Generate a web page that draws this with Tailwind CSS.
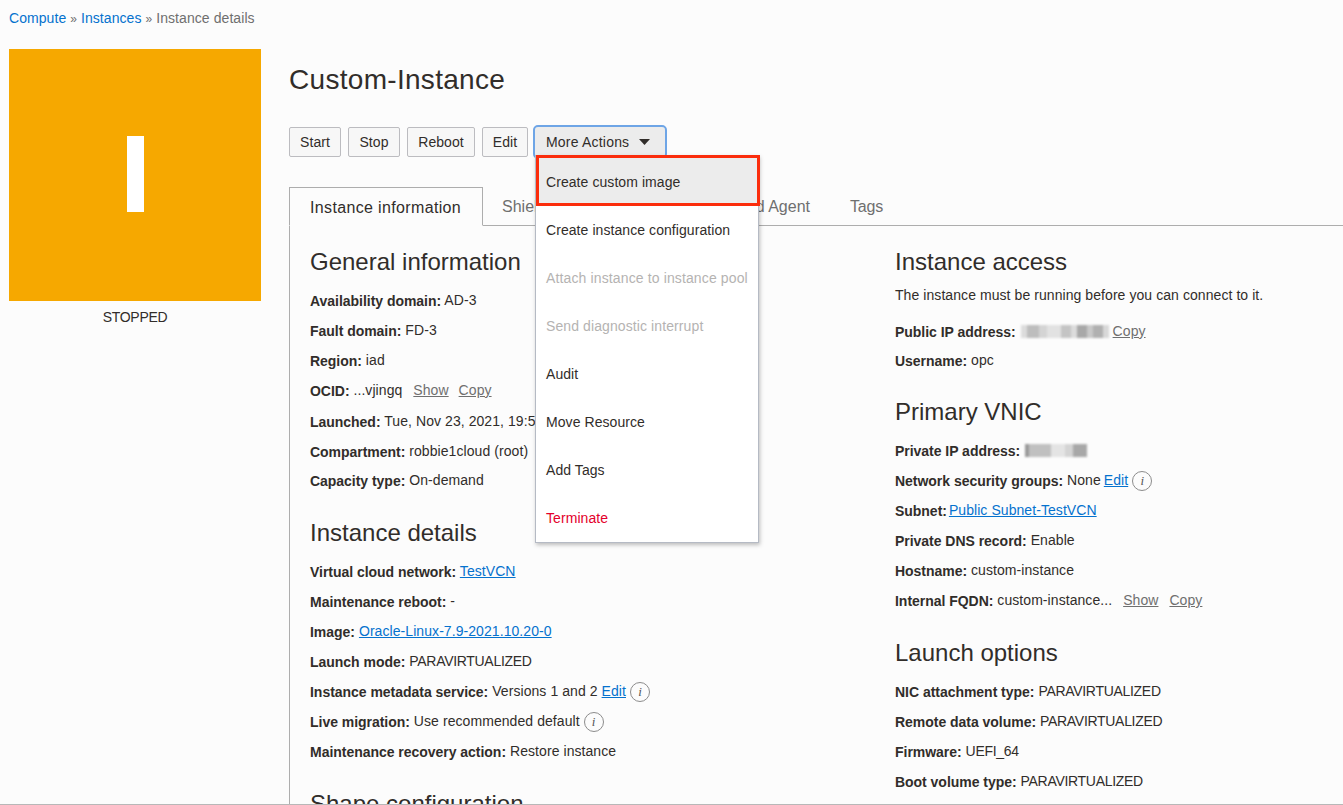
<!DOCTYPE html>
<html lang="en">
  <head>
    <meta charset="UTF-8" />
    <meta name="viewport" content="width=device-width, initial-scale=1.0" />
    <title>Instance details</title>
    <script src="https://cdn.jsdelivr.net/npm/@tailwindcss/browser@4"></script>
  </head>
  <body class="m-0 p-0 bg-[#fcfcfc] font-['Liberation_Sans',Arial,sans-serif] text-[14px] tracking-[0.07px] text-[#312d2a] [&_b]:tracking-[-0.03px] [&_b]:relative [&_b]:top-[1px]">
    <div class="h-[805px] overflow-hidden border-b border-[#b8b8b8] relative">
      <!-- breadcrumb -->
      <div class="h-[49px] pl-[9px] pt-[10px] leading-[16px] text-[#6f6f6f]">
        <a class="text-[#0572ce]">Compute</a> <span class="text-[12px]">»</span>
        <a class="text-[#0572ce]">Instances</a> <span class="text-[12px]">»</span>
        Instance details
      </div>

      <div class="flex pl-[9px]">
        <!-- status tile -->
        <div class="w-[252px] shrink-0">
          <div class="h-[252px] bg-[#f6a800] flex items-center justify-center">
            <div class="w-[17px] h-[76px] bg-white -mt-[2px]"></div>
          </div>
          <div class="text-center mt-[8px] leading-[16px] tracking-[-0.3px]">STOPPED</div>
        </div>

        <div class="ml-[28px] flex-1 min-w-0">
          <h1 class="text-[28px] tracking-[0.3px] leading-[30px] mt-[16px] h-[62px] text-[#312d2a]">Custom-Instance</h1>

          <!-- action buttons -->
          <div class="flex gap-[7px] h-[30px] relative">
            <button class="h-[30px] w-[52px] border border-[#bcbcc0] rounded-[2px] bg-[#f7f7f7]">Start</button>
            <button class="h-[30px] w-[52px] border border-[#bcbcc0] rounded-[2px] bg-[#f7f7f7]">Stop</button>
            <button class="h-[30px] w-[68px] border border-[#bcbcc0] rounded-[2px] bg-[#f7f7f7]">Reboot</button>
            <button class="h-[30px] w-[46px] border border-[#bcbcc0] rounded-[2px] bg-[#f7f7f7]">Edit</button>
            <button class="h-[30px] w-[130px] pl-[11px] flex items-center gap-[10px] rounded-[3px] bg-[#ececec] tracking-[0.2px] outline-2 outline-[#6ea5e6]">
              More Actions
              <svg width="11" height="6" viewBox="0 0 11 6"><path d="M0 0h11L5.500 6z" fill="#312d2a" /></svg>
            </button>

            <!-- dropdown -->
            <div class="absolute left-[246px] top-[28px] w-[224px] z-10 bg-white border border-[#b5bac4] shadow-[1px_2px_4px_rgba(0,0,0,0.25)]">
              <div class="h-[50px] flex items-center pl-[10px] pt-[2px] bg-[#ececec] relative">
                Create custom image
                <div class="absolute -top-[1px] left-0 -right-[2px] h-[51px] border-[3px] border-[#fb2d0c]"></div>
              </div>
              <div class="h-[48px] flex items-center pl-[10px]">Create instance configuration</div>
              <div class="h-[48px] flex items-center pl-[10px] text-[#b5b3b2] tracking-[0.13px]">Attach instance to instance pool</div>
              <div class="h-[48px] flex items-center pl-[10px] text-[#b5b3b2] tracking-[0.1px]">Send diagnostic interrupt</div>
              <div class="h-[48px] flex items-center pl-[10px]">Audit</div>
              <div class="h-[48px] flex items-center pl-[10px]">Move Resource</div>
              <div class="h-[48px] flex items-center pl-[10px]">Add Tags</div>
              <div class="h-[48px] flex items-center pl-[10px] text-[#e4002b]">Terminate</div>
            </div>
          </div>

          <!-- tabs -->
          <div class="flex mt-[30px] h-[39px] border-b border-[#adadad] text-[16px] tracking-normal text-[#6f6f6f]">
            <div class="w-[194px] h-[39px] pl-[20px] pt-[8px] border border-b-[#fcfcfc] border-[#adadad] text-[#312d2a] bg-[#fcfcfc] tracking-[0.35px]">Instance information</div>
            <div class="pl-[19px] pt-[8px]">Shielded Instance</div>
            <div class="ml-auto flex mr-[460px]">
              <div class="pt-[8px] whitespace-nowrap">Oracle Cloud Agent</div>
              <div class="pl-[40px] pt-[8px] tracking-[-0.2px]">Tags</div>
            </div>
          </div>

          <!-- panel -->
          <div class="border-l border-[#adadad] pl-[20px] grid grid-cols-[585px_1fr] h-[600px]">
            <div>
              <h2 class="text-[24px] tracking-normal leading-[28px] mt-[22px] mb-[10px]">General information</h2>
              <div class="h-[30px] leading-[28px]"><b>Availability domain:</b> AD-3</div>
              <div class="h-[30px] leading-[28px]"><b>Fault domain:</b> FD-3</div>
              <div class="h-[30px] leading-[28px]"><b>Region:</b> iad</div>
              <div class="h-[30px] leading-[28px]"><b>OCID:</b> ...vjingq <a class="underline text-[#6f6f6f] ml-[7px]">Show</a> <a class="underline text-[#6f6f6f] ml-[6px]">Copy</a></div>
              <div class="h-[30px] leading-[30px]"><b>Launched:</b> Tue, Nov 23, 2021, 19:53:21 UTC</div>
              <div class="h-[30px] leading-[30px]"><b>Compartment:</b> robbie1cloud (root)</div>
              <div class="h-[30px] leading-[28px]"><b>Capacity type:</b> On-demand</div>

              <h2 class="text-[24px] tracking-normal leading-[28px] mt-[23px] mb-[10px]">Instance details</h2>
              <div class="h-[30px] leading-[28px]"><b>Virtual cloud network:</b> <a class="underline text-[#0572ce]">TestVCN</a></div>
              <div class="h-[30px] leading-[28px]"><b>Maintenance reboot:</b> -</div>
              <div class="h-[30px] leading-[28px]"><b>Image:</b> <a class="underline text-[#0572ce]">Oracle-Linux-7.9-2021.10.20-0</a></div>
              <div class="h-[30px] leading-[28px]"><b>Launch mode:</b> <span class="tracking-[-0.3px]">PARAVIRTUALIZED</span></div>
              <div class="h-[30px] flex items-center gap-[4px]"><span class="-mt-[2px]"><b>Instance metadata service:</b> Versions 1 and 2</span> <a class="underline text-[#0572ce] -mt-[2px]">Edit</a>
                <span class="size-[20px] rounded-full border border-[#8c8c8c] flex items-center justify-center font-['Liberation_Serif',serif] italic text-[13px] text-[#555]">i</span>
              </div>
              <div class="h-[30px] flex items-center gap-[4px]"><span class="-mt-[2px]"><b>Live migration:</b> Use recommended default</span>
                <span class="size-[20px] rounded-full border border-[#8c8c8c] flex items-center justify-center font-['Liberation_Serif',serif] italic text-[13px] text-[#555]">i</span>
              </div>
              <div class="h-[30px] leading-[28px]"><b>Maintenance recovery action:</b> Restore instance</div>

              <h2 class="text-[24px] tracking-normal leading-[28px] mt-[23px]">Shape configuration</h2>
            </div>

            <div>
              <h2 class="text-[24px] tracking-normal leading-[28px] mt-[22px] mb-[11px]">Instance access</h2>
              <div class="leading-[16px] h-[29px]">The instance must be running before you can connect to it.</div>
              <div class="h-[30px] flex items-center"><b>Public IP address:</b>
                <span class="ml-[5px] flex h-[13px] w-[88px] blur-[1px] overflow-hidden">
                  <span class="w-[6px] bg-[#dcdcdc]"></span><span class="w-[12px] bg-[#bdbdbd]"></span><span class="w-[8px] bg-[#d4d4d4]"></span><span class="w-[14px] bg-[#e2e2e2]"></span><span class="w-[10px] bg-[#c4c4c4]"></span><span class="w-[6px] bg-[#dcdcdc]"></span><span class="w-[10px] bg-[#a8a8a8]"></span><span class="w-[6px] bg-[#c8c8c8]"></span><span class="w-[10px] bg-[#b0b0b0]"></span><span class="w-[6px] bg-[#d8d8d8]"></span>
                </span>
                <a class="ml-[4px] underline text-[#6f6f6f]">Copy</a>
              </div>
              <div class="h-[30px] leading-[28px]"><b>Username:</b> opc</div>

              <h2 class="text-[24px] tracking-normal leading-[28px] mt-[22px] mb-[9px]">Primary VNIC</h2>
              <div class="h-[31px] flex items-center"><b>Private IP address:</b>
                <span class="ml-[5px] flex h-[13px] w-[66px] blur-[1px] overflow-hidden">
                  <span class="w-[4px] bg-[#999]"></span><span class="w-[22px] bg-[#c0c0c0]"></span><span class="w-[14px] bg-[#e4e4e4]"></span><span class="w-[8px] bg-[#d4d4d4]"></span><span class="w-[14px] bg-[#a8a8a8]"></span>
                </span>
              </div>
              <div class="h-[30px] flex items-center gap-[3px]"><span class="-mt-[2px]"><b>Network security groups:</b> None</span> <a class="underline text-[#0572ce] -mt-[2px]">Edit</a>
                <span class="ml-[1px] size-[20px] rounded-full border border-[#8c8c8c] flex items-center justify-center font-['Liberation_Serif',serif] italic text-[13px] text-[#555]">i</span>
              </div>
              <div class="h-[30px] leading-[29px]"><b>Subnet:</b> <a class="underline text-[#0572ce] -ml-[2px]">Public Subnet-TestVCN</a></div>
              <div class="h-[30px] leading-[29px]"><b>Private DNS record:</b> Enable</div>
              <div class="h-[30px] leading-[29px]"><b>Hostname:</b> custom-instance</div>
              <div class="h-[30px] leading-[28px]"><b>Internal FQDN:</b> custom-instance... <a class="underline text-[#6f6f6f] ml-[7px]">Show</a> <a class="underline text-[#6f6f6f] ml-[7px]">Copy</a></div>

              <h2 class="text-[24px] tracking-normal leading-[28px] mt-[23px] mb-[10px]">Launch options</h2>
              <div class="h-[30px] leading-[28px]"><b>NIC attachment type:</b> <span class="tracking-[-0.3px]">PARAVIRTUALIZED</span></div>
              <div class="h-[30px] leading-[28px]"><b>Remote data volume:</b> <span class="tracking-[-0.3px]">PARAVIRTUALIZED</span></div>
              <div class="h-[30px] leading-[28px]"><b>Firmware:</b> <span class="tracking-[-0.3px]">UEFI_64</span></div>
              <div class="h-[30px] leading-[28px]"><b>Boot volume type:</b> <span class="tracking-[-0.3px]">PARAVIRTUALIZED</span></div>
            </div>
          </div>
        </div>
      </div>
    </div>
  </body>
</html>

#### WRITTEN INSTRUCTION
Print the data above verbatim from the first line through the line holding "tracking-[0.3px] leading-[30px] mt-[16px]", leaving every picture out.

#### REPLY TO THE EXERCISE
Generate a web page that draws this with Tailwind CSS.
<!DOCTYPE html>
<html lang="en">
  <head>
    <meta charset="UTF-8" />
    <meta name="viewport" content="width=device-width, initial-scale=1.0" />
    <title>Instance details</title>
    <script src="https://cdn.jsdelivr.net/npm/@tailwindcss/browser@4"></script>
  </head>
  <body class="m-0 p-0 bg-[#fcfcfc] font-['Liberation_Sans',Arial,sans-serif] text-[14px] tracking-[0.07px] text-[#312d2a] [&_b]:tracking-[-0.03px] [&_b]:relative [&_b]:top-[1px]">
    <div class="h-[805px] overflow-hidden border-b border-[#b8b8b8] relative">
      <!-- breadcrumb -->
      <div class="h-[49px] pl-[9px] pt-[10px] leading-[16px] text-[#6f6f6f]">
        <a class="text-[#0572ce]">Compute</a> <span class="text-[12px]">»</span>
        <a class="text-[#0572ce]">Instances</a> <span class="text-[12px]">»</span>
        Instance details
      </div>

      <div class="flex pl-[9px]">
        <!-- status tile -->
        <div class="w-[252px] shrink-0">
          <div class="h-[252px] bg-[#f6a800] flex items-center justify-center">
            <div class="w-[17px] h-[76px] bg-white -mt-[2px]"></div>
          </div>
          <div class="text-center mt-[8px] leading-[16px] tracking-[-0.3px]">STOPPED</div>
        </div>

        <div class="ml-[28px] flex-1 min-w-0">
          <h1 class="text-[28px] tracking-[0.3px] leading-[30px] mt-[16px] h-[62px] text-[#312d2a]">Custom-Instance</h1>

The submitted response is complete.